Over the centuries, there has been a lot of ink spilled (and not a little blood) over the nature of Christ’s presence in the Eucharist (also known as the Mass, Communion, the Lord’s Supper). Particularly between the Roman Catholic Church and Reformational Protestantism, there has been much debate and division over whether Christ is merely symbolically present, or physically present in some material fashion, or spiritually present.
The controversy has often centered on what happens to the bread and the wine, if anything. Does it change in a physical and material way, in a metaphysical way, in a mystical way, or in its spiritual characterization from common to holy, ordinary to consecrated? I don’t really care to delve into the weeds here. (I seem to hear a large collective sigh of relief…)
One of the most helpful articulations I have heard is from a Catholic by the name of Michael Lawler. His explanation gives me more to reflect upon, more to engage, more to seek. In short, his explanation helps me to feed spiritually on Christ in a much more devotional and robust manner. The gist of his argument is that Christ’s presence is a PERSONAL presence when He is received by faith. The only real presence of lasting worth is interpersonal presence, the presence of persons actively interacting with each other. Think relationship.
But in any relationship, we can be truly present to each other, or truly absent. We can go through motions of relationship with our hearts fully engaged (real presence) or we can go through the same motions with our hearts detached and distant, and a nice thick invisible dividing wall between us (we could call that a real absence). The outer trappings may be the same, but the relationship between the persons is qualitatively and substantially different.

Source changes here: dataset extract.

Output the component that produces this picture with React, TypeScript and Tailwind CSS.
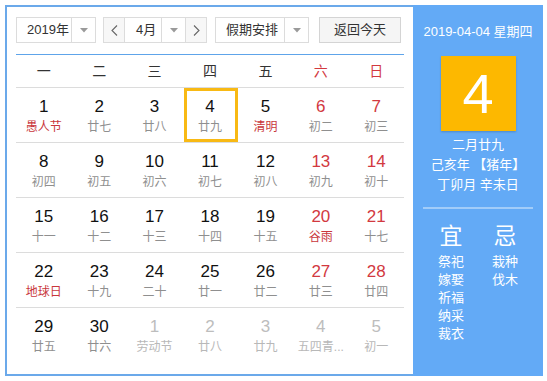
import React from "react";

type Day = { n: number; l: string; red?: boolean; fest?: boolean; out?: boolean; today?: boolean };

const weeks: Day[][] = [
  [
    { n: 1, l: "愚人节", fest: true },
    { n: 2, l: "廿七" },
    { n: 3, l: "廿八" },
    { n: 4, l: "廿九", today: true },
    { n: 5, l: "清明", fest: true },
    { n: 6, l: "初二", red: true },
    { n: 7, l: "初三", red: true },
  ],
  [
    { n: 8, l: "初四" },
    { n: 9, l: "初五" },
    { n: 10, l: "初六" },
    { n: 11, l: "初七" },
    { n: 12, l: "初八" },
    { n: 13, l: "初九", red: true },
    { n: 14, l: "初十", red: true },
  ],
  [
    { n: 15, l: "十一" },
    { n: 16, l: "十二" },
    { n: 17, l: "十三" },
    { n: 18, l: "十四" },
    { n: 19, l: "十五" },
    { n: 20, l: "谷雨", red: true, fest: true },
    { n: 21, l: "十七", red: true },
  ],
  [
    { n: 22, l: "地球日", fest: true },
    { n: 23, l: "十九" },
    { n: 24, l: "二十" },
    { n: 25, l: "廿一" },
    { n: 26, l: "廿二" },
    { n: 27, l: "廿三", red: true },
    { n: 28, l: "廿四", red: true },
  ],
  [
    { n: 29, l: "廿五" },
    { n: 30, l: "廿六" },
    { n: 1, l: "劳动节", out: true },
    { n: 2, l: "廿八", out: true },
    { n: 3, l: "廿九", out: true },
    { n: 4, l: "五四青...", out: true },
    { n: 5, l: "初一", out: true },
  ],
];

const weekdays = ["一", "二", "三", "四", "五", "六", "日"];

function Caret() {
  return (
    <div className="w-[24px] h-full flex items-center justify-center border-l border-[#dcdcdc]">
      <svg width="8" height="5" viewBox="0 0 8 5">
        <path d="M0 0 L8 0 L4 4.5 Z" fill="#9a9a9a" />
      </svg>
    </div>
  );
}

function Chevron({ dir }: { dir: "l" | "r" }) {
  return (
    <div
      className={
        "w-[21px] h-full flex items-center justify-center bg-[#f7f7f7] " +
        (dir === "l" ? "border-r border-[#dcdcdc]" : "border-l border-[#dcdcdc]")
      }
    >
      <svg width="7" height="11" viewBox="0 0 7 11">
        <path
          d={dir === "l" ? "M6 0.5 L1 5.5 L6 10.5" : "M1 0.5 L6 5.5 L1 10.5"}
          fill="none"
          stroke="#666"
          strokeWidth="1.1"
        />
      </svg>
    </div>
  );
}

export default function App() {
  return (
    <div
      className="pl-[5px] pt-[5px] bg-white"
      style={{ fontFamily: '"Liberation Sans", "Noto Sans CJK SC", sans-serif' }}
    >
      <div className="flex w-[538px] h-[371px]">
        {/* left calendar */}
        <div className="w-[408px] h-full border-2 border-r-0 border-[#6ba9ea] px-[9px] pt-[10px] text-[#222]">
          <div className="flex h-[26px] text-[13px] text-[#333]">
            <div className="flex w-[80px] h-full border border-[#dcdcdc] bg-white">
              <div className="flex-1 flex items-center pl-[10px]">2019年</div>
              <Caret />
            </div>
            <div className="flex w-[104px] h-full ml-[7px] border border-[#dcdcdc] bg-white">
              <Chevron dir="l" />
              <div className="flex-1 flex items-center pl-[11px]">4月</div>
              <Caret />
              <Chevron dir="r" />
            </div>
            <div className="flex w-[94px] h-full ml-[8px] border border-[#dcdcdc] bg-white">
              <div className="flex-1 flex items-center pl-[10px]">假期安排</div>
              <Caret />
            </div>
            <div className="w-[82px] h-full ml-[10px] border border-[#d4d4d4] bg-[#f5f5f5] flex items-center justify-center">
              返回今天
            </div>
          </div>

          <div className="mt-[11px] h-px bg-[#5ea4ea]" />

          <div className="grid grid-cols-7 h-[33px] border-b border-[#dcdcdc] text-[14px]">
            {weekdays.map((w, i) => (
              <div
                key={w}
                className={
                  "flex items-center justify-center " + (i >= 5 ? "text-[#d2393f]" : "text-[#333]")
                }
              >
                {w}
              </div>
            ))}
          </div>

          {weeks.map((row, ri) => (
            <div
              key={ri}
              className={
                "grid grid-cols-7 h-[55px] " + (ri < weeks.length - 1 ? "border-b border-[#dcdcdc]" : "")
              }
            >
              {row.map((d, ci) => (
                <div key={ci} className="relative flex flex-col items-center pt-[9px]">
                  {d.today && (
                    <div className="absolute left-[2px] right-0 top-0 bottom-0 border-[3px] border-[#f8b914]" />
                  )}
                  <div
                    className={
                      "text-[17px] leading-[20px] " +
                      (d.out ? "text-[#bdbdbd]" : d.red ? "text-[#d2393f]" : "text-[#111]")
                    }
                  >
                    {d.n}
                  </div>
                  <div
                    className={
                      "mt-[2px] text-[12px] leading-[16px] whitespace-nowrap " +
                      (d.out ? "text-[#b8b8b8]" : d.fest ? "text-[#c9373c]" : "text-[#8f8f8f]")
                    }
                  >
                    {d.l}
                  </div>
                </div>
              ))}
            </div>
          ))}
        </div>

        {/* right info panel */}
        <div className="w-[130px] h-full bg-[#63aaf6] text-white flex flex-col items-center">
          <div className="mt-[19px] text-[13px] leading-[16px]">2019-04-04 星期四</div>
          <div className="mt-[16px] w-[75px] h-[75px] bg-[#fdb800] shadow-[0_1px_2px_rgba(0,0,0,0.2)] flex items-center justify-center text-[56px] leading-none">
            4
          </div>
          <div className="mt-[4px] text-[13px] leading-[20px] text-center">
            <div>二月廿九</div>
            <div>己亥年 【猪年】</div>
            <div>丁卯月 辛未日</div>
          </div>
          <div className="mt-[12px] w-[110px] h-[2px] bg-white/40" />
          <div className="mt-[13px] flex">
            <div className="w-[54px] flex flex-col items-center">
              <div className="text-[23px] leading-[28px]">宜</div>
              <div className="mt-[3px] text-[13px] leading-[18px] text-center">
                <div>祭祀</div>
                <div>嫁娶</div>
                <div>祈福</div>
                <div>纳采</div>
                <div>裁衣</div>
              </div>
            </div>
            <div className="w-[54px] flex flex-col items-center">
              <div className="text-[23px] leading-[28px]">忌</div>
              <div className="mt-[3px] text-[13px] leading-[18px] text-center">
                <div>栽种</div>
                <div>伐木</div>
              </div>
            </div>
          </div>
        </div>
      </div>
    </div>
  );
}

Lawler uses the example of making love (not meaning sex, but rather those behaviors, actions, and signs that both reflect love and make it tangible, manifest, real). Holding hands, looking into each other’s eyes, kisses, hugs and such are meant to communicate a gift of one person to another, of mutually reciprocating “I am yours and you are mine.” Such things “make love.” But again, you can go through those motions and yet be detached, or selfish, or deceptive. The gestures are signs that communicate an objective love – it can be readily observed by those engaged in these rituals of love-making, as well as by those around them. But the love does not become personally present until both persons truly offer themselves and their love and receive the same back from the other.
In the sacrament it is the same. Christ is objectively present in the Eucharist in that he truly offers himself, his love, his fellowship. The faith of the Church does not make this objective presence out of non-presence. Lawler states instead that the faith of the church draws the objective presence of Christ into personal presence, where we are his and he is ours. The Eucharist moves ever towards the mystical union of Christ and his Church.
Now, speaking of a real absence….where did I put my coffee?